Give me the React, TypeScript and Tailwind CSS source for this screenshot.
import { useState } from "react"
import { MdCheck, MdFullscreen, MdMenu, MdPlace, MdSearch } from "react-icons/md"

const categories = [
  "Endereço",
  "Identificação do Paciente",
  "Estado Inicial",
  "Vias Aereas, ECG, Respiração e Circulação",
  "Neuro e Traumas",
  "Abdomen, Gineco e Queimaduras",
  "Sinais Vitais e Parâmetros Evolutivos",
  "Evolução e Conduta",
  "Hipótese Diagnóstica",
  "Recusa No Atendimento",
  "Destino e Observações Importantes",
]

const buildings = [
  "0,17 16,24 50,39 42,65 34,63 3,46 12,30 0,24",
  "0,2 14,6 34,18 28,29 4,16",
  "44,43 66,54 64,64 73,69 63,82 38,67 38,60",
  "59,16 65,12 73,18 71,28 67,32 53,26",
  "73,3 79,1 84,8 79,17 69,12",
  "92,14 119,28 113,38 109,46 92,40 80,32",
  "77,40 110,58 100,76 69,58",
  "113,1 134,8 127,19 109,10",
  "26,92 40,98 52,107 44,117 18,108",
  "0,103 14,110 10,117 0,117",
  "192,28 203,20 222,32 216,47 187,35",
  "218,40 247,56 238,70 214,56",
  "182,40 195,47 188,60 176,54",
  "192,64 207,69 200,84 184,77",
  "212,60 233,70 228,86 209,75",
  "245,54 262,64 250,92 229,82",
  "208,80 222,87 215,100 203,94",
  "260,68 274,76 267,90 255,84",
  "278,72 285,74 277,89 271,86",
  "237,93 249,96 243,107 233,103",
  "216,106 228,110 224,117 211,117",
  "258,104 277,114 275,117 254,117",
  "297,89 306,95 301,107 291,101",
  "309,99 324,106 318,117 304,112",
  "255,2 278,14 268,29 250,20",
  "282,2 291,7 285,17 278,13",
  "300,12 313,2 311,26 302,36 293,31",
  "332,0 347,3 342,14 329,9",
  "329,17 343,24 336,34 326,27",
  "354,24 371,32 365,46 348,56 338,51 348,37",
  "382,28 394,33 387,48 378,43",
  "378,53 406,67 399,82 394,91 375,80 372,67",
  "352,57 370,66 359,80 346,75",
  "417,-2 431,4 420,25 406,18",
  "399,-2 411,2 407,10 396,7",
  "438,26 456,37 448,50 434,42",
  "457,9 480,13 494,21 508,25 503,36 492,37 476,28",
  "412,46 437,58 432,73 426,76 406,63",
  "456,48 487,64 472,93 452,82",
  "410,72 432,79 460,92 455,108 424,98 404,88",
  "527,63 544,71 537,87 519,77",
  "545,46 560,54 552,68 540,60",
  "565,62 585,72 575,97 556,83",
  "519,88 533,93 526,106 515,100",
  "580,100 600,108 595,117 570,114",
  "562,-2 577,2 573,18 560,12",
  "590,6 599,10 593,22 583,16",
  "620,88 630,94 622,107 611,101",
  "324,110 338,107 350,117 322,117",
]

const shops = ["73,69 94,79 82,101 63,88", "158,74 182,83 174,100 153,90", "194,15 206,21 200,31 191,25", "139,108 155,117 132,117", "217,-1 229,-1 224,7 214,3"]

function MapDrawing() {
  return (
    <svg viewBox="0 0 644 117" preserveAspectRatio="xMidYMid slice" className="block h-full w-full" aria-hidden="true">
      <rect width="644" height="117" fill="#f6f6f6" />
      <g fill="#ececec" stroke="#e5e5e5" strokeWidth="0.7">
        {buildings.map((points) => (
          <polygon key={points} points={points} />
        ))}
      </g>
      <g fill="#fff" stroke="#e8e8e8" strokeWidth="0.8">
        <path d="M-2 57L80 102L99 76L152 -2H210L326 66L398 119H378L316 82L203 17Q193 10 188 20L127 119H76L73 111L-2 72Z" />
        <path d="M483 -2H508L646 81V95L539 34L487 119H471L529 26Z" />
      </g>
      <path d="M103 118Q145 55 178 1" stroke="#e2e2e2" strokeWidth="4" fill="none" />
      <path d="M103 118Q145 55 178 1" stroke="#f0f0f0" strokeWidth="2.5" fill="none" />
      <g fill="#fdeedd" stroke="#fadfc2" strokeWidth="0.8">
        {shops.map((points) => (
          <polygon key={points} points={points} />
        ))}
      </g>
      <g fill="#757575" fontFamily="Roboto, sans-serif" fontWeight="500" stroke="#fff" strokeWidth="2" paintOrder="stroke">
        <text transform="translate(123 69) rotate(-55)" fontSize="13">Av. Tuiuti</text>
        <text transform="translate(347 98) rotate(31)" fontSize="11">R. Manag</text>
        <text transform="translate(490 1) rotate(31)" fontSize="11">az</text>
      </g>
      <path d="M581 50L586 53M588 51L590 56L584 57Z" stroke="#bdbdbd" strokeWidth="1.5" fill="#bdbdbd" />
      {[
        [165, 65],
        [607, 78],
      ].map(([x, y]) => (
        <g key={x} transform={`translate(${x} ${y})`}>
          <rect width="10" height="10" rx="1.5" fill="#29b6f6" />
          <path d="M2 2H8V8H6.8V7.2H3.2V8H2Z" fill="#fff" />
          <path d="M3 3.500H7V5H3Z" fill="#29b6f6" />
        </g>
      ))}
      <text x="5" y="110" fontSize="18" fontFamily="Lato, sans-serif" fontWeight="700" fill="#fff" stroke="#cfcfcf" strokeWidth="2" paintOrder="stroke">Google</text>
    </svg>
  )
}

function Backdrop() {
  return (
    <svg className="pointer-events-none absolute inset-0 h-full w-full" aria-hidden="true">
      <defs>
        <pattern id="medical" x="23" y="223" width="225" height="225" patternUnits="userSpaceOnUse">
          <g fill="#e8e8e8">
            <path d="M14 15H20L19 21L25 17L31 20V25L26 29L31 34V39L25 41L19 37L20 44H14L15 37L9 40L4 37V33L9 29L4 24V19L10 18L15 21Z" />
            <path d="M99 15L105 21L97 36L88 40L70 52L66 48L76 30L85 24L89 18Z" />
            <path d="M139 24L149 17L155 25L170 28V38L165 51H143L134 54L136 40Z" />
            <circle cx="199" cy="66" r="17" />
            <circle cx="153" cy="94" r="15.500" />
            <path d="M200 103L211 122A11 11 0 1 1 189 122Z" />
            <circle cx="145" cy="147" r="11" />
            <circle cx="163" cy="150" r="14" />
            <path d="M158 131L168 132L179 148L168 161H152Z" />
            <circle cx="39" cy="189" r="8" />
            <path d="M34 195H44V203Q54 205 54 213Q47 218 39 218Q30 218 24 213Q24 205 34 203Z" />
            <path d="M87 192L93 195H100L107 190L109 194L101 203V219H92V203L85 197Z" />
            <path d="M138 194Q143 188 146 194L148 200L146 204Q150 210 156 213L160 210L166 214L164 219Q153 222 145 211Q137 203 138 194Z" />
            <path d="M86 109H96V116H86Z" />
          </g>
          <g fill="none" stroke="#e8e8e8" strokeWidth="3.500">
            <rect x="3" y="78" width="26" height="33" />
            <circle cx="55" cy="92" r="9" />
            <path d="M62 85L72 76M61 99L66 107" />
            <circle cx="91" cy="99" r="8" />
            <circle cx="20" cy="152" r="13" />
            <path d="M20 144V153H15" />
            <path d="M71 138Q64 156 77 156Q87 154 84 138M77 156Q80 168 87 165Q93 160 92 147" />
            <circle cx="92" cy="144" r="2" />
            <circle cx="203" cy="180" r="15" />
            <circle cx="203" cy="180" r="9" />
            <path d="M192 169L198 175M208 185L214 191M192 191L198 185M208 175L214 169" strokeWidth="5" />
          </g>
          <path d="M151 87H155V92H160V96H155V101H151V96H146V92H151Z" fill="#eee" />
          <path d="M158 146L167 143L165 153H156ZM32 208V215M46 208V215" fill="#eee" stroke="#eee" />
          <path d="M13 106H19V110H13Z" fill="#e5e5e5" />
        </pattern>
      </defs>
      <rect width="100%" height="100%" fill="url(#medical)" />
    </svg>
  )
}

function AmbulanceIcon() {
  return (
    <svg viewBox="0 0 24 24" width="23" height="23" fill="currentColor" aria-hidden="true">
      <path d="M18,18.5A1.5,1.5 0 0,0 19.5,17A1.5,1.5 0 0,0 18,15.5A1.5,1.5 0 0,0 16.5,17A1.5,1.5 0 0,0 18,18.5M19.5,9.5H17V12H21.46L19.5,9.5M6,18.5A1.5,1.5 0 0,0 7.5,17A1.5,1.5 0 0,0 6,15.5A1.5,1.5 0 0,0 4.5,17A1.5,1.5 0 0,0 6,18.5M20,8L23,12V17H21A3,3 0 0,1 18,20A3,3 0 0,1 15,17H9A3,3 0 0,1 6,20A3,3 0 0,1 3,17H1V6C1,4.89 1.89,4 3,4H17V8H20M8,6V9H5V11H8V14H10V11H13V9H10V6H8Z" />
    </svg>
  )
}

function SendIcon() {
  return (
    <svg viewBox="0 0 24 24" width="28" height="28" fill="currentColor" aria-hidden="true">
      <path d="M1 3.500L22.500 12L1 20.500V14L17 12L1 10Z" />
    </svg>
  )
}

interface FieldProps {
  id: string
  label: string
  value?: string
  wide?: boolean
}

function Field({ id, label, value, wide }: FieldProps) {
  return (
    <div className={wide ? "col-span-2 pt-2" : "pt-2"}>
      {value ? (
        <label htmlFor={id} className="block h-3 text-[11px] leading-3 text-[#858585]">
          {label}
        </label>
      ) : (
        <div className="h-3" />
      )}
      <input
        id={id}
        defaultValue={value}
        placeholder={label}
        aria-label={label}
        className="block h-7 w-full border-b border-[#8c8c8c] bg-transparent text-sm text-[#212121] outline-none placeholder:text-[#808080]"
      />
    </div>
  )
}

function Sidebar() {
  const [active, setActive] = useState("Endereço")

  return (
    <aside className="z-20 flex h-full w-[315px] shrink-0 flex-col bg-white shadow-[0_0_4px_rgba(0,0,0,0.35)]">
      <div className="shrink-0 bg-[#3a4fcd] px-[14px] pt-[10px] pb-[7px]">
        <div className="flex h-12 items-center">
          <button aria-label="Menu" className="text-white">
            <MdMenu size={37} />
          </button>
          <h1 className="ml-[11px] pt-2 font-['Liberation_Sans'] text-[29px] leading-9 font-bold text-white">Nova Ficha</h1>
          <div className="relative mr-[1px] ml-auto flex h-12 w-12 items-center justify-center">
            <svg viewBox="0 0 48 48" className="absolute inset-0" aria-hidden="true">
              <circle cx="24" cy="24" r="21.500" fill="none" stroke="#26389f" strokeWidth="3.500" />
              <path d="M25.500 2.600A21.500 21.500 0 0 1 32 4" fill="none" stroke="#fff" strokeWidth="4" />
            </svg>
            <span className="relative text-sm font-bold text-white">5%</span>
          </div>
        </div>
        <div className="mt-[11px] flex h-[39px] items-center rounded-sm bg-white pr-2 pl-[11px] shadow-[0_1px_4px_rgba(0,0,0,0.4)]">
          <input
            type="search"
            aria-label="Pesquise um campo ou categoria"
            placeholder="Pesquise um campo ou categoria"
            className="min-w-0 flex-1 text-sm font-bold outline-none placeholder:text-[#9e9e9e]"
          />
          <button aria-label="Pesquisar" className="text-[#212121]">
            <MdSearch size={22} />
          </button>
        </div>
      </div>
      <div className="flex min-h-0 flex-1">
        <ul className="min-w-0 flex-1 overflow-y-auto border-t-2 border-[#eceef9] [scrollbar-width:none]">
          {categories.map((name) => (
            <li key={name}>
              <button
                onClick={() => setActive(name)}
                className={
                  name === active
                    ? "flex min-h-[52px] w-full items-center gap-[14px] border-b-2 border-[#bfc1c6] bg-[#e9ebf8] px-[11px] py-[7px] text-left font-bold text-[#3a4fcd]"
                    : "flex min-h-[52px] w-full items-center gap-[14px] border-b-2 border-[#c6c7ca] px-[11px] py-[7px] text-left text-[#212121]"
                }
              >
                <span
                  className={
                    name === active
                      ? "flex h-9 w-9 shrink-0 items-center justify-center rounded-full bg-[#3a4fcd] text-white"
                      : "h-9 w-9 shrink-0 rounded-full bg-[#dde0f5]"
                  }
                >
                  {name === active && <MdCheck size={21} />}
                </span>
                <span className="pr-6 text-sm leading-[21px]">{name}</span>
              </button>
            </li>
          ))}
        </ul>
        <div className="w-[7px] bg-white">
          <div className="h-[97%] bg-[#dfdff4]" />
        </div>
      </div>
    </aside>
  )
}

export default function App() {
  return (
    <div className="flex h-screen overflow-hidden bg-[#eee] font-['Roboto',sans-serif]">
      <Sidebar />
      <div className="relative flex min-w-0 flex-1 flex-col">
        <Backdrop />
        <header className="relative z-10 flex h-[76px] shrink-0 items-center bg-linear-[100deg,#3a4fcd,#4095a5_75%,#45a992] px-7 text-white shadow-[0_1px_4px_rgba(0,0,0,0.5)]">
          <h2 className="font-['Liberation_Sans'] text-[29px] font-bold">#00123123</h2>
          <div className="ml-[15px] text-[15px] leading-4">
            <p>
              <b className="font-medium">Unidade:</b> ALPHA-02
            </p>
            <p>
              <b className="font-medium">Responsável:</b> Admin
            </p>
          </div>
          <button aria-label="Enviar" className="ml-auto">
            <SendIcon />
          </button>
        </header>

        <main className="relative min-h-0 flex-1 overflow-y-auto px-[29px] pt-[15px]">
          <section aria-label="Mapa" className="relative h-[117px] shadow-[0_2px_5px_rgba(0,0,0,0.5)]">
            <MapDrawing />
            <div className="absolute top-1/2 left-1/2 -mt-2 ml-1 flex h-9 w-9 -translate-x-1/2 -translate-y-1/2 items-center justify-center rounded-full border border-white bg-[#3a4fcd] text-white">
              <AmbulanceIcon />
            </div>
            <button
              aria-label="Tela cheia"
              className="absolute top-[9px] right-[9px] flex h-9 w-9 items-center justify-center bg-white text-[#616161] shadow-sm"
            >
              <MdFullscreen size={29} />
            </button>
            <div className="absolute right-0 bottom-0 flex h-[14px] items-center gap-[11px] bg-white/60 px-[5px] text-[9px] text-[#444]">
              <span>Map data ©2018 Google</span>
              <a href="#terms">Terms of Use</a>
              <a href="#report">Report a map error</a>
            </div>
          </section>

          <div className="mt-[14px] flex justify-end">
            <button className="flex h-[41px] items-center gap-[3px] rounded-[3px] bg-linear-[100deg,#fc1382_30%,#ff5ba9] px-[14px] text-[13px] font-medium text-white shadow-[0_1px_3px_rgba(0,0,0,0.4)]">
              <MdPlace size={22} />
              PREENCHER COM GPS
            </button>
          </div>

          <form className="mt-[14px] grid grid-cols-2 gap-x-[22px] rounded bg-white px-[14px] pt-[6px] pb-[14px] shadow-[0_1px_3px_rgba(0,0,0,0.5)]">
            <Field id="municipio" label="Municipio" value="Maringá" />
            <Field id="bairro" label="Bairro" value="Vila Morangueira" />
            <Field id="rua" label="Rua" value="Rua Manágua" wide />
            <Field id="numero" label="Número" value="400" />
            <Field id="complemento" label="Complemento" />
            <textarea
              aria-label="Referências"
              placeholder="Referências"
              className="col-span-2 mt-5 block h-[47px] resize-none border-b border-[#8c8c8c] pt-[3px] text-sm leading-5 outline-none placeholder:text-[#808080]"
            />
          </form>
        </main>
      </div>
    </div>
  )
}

_PROBLEM REQUIREMENTS_: Restate the listing exactly, starting at its first line and ending at the line where "MdMenu, MdPlace, MdSearch" occurs; include both and no other lines.

_FULL RESPONSE_:
Give me the React, TypeScript and Tailwind CSS source for this screenshot.
import { useState } from "react"
import { MdCheck, MdFullscreen, MdMenu, MdPlace, MdSearch } from "react-icons/md"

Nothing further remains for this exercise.